- [Job]: Comb through the entries for "this" and pull out each line that holds it.

- [Records supplied]:
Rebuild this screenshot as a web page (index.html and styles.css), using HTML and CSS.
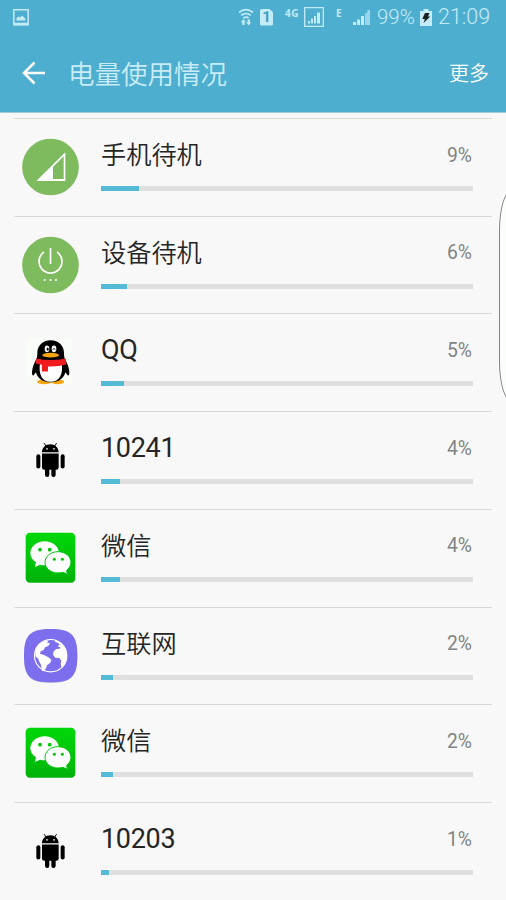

==

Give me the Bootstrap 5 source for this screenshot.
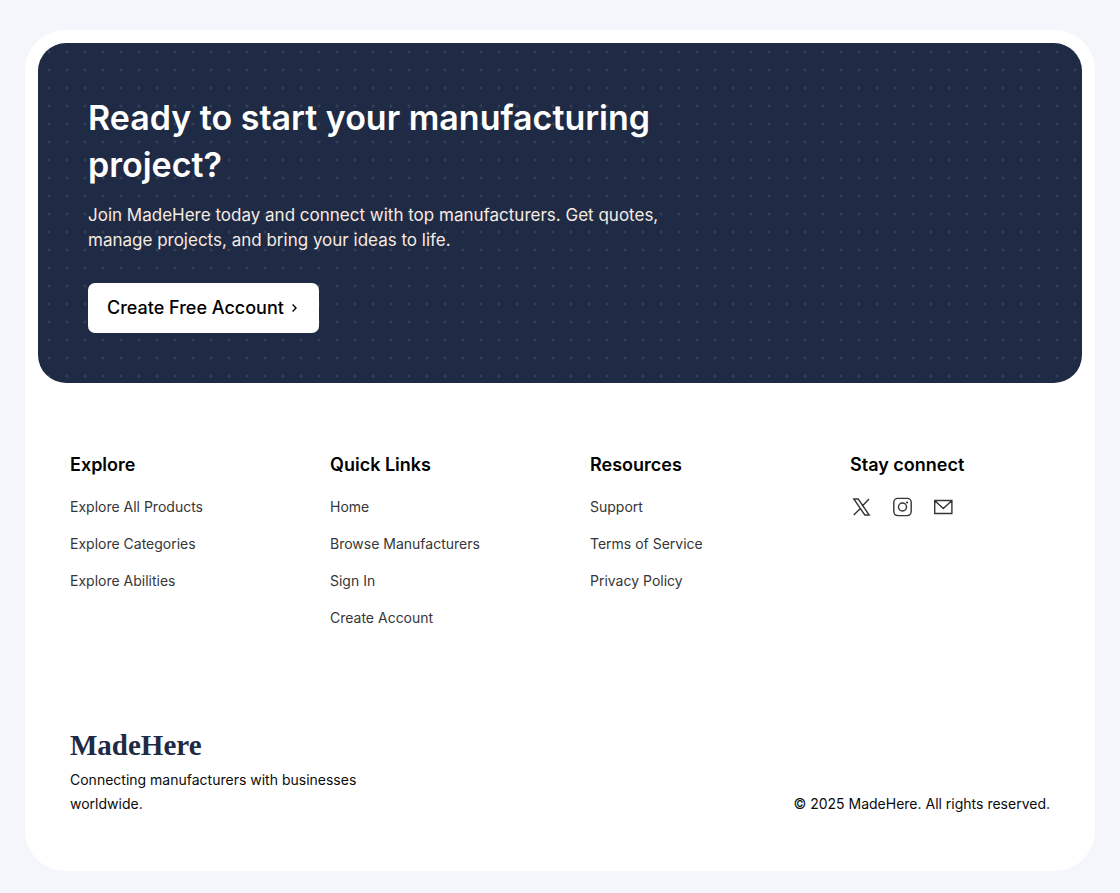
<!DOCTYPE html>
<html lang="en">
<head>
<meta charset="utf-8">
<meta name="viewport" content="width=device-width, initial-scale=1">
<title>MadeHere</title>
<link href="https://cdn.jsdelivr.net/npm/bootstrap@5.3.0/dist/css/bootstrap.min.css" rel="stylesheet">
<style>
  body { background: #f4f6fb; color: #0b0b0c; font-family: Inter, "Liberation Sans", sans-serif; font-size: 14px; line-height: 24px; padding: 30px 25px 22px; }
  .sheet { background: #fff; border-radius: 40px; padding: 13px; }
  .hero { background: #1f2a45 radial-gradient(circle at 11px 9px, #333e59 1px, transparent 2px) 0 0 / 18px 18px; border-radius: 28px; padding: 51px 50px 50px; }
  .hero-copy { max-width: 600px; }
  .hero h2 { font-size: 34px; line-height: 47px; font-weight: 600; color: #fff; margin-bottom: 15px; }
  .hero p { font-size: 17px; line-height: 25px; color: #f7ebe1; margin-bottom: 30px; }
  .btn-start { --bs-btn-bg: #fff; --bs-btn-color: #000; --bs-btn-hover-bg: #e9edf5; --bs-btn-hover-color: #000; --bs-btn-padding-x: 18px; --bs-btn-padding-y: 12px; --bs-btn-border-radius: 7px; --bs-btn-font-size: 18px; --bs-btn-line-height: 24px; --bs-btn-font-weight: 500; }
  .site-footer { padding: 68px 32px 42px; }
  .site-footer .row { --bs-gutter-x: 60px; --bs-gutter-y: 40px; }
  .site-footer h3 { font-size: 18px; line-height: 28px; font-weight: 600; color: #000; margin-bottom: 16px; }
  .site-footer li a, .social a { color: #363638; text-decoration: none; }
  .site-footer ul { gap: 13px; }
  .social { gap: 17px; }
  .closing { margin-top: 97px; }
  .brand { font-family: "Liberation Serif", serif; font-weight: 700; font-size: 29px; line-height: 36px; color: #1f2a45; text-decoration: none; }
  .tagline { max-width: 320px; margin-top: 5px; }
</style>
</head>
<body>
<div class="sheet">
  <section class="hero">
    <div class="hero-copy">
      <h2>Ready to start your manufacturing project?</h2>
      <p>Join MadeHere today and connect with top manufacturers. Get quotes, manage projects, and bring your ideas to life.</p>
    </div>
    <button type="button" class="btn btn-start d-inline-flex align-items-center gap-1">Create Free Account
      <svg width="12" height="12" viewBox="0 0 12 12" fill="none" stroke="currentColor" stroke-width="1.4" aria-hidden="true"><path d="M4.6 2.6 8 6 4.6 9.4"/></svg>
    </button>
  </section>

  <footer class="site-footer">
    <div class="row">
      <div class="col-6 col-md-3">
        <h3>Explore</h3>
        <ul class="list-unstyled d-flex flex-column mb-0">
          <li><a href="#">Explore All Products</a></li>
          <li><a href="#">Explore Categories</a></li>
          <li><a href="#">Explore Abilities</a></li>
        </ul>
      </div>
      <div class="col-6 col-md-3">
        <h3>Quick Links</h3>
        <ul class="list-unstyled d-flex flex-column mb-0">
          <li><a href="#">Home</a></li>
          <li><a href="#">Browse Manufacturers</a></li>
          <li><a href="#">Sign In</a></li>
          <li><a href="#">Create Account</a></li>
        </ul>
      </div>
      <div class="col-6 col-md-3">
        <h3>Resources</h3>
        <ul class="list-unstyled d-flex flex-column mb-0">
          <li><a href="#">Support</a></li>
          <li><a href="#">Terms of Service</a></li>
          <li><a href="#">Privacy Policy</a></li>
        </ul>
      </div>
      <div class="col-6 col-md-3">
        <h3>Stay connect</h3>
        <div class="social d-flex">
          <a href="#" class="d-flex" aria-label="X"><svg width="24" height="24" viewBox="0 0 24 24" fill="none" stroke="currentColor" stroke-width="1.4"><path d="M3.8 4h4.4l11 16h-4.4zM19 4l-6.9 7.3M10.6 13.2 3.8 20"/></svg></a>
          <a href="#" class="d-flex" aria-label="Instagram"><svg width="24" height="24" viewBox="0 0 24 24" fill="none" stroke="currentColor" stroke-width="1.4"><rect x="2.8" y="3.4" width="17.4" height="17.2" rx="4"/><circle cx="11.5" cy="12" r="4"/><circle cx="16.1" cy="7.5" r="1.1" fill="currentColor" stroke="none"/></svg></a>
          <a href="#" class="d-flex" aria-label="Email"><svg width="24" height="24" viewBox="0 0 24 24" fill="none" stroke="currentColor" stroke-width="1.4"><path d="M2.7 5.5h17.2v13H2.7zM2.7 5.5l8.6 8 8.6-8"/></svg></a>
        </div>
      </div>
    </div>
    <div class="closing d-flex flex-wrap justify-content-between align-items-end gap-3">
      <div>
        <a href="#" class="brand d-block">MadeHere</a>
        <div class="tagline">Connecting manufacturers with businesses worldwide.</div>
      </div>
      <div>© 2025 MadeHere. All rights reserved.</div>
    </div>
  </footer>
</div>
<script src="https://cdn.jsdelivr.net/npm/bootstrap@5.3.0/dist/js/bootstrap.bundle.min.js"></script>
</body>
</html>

- [Expected answer]:
Rebuild this screenshot as a web page (index.html and styles.css), using HTML and CSS.
Give me the Bootstrap 5 source for this screenshot.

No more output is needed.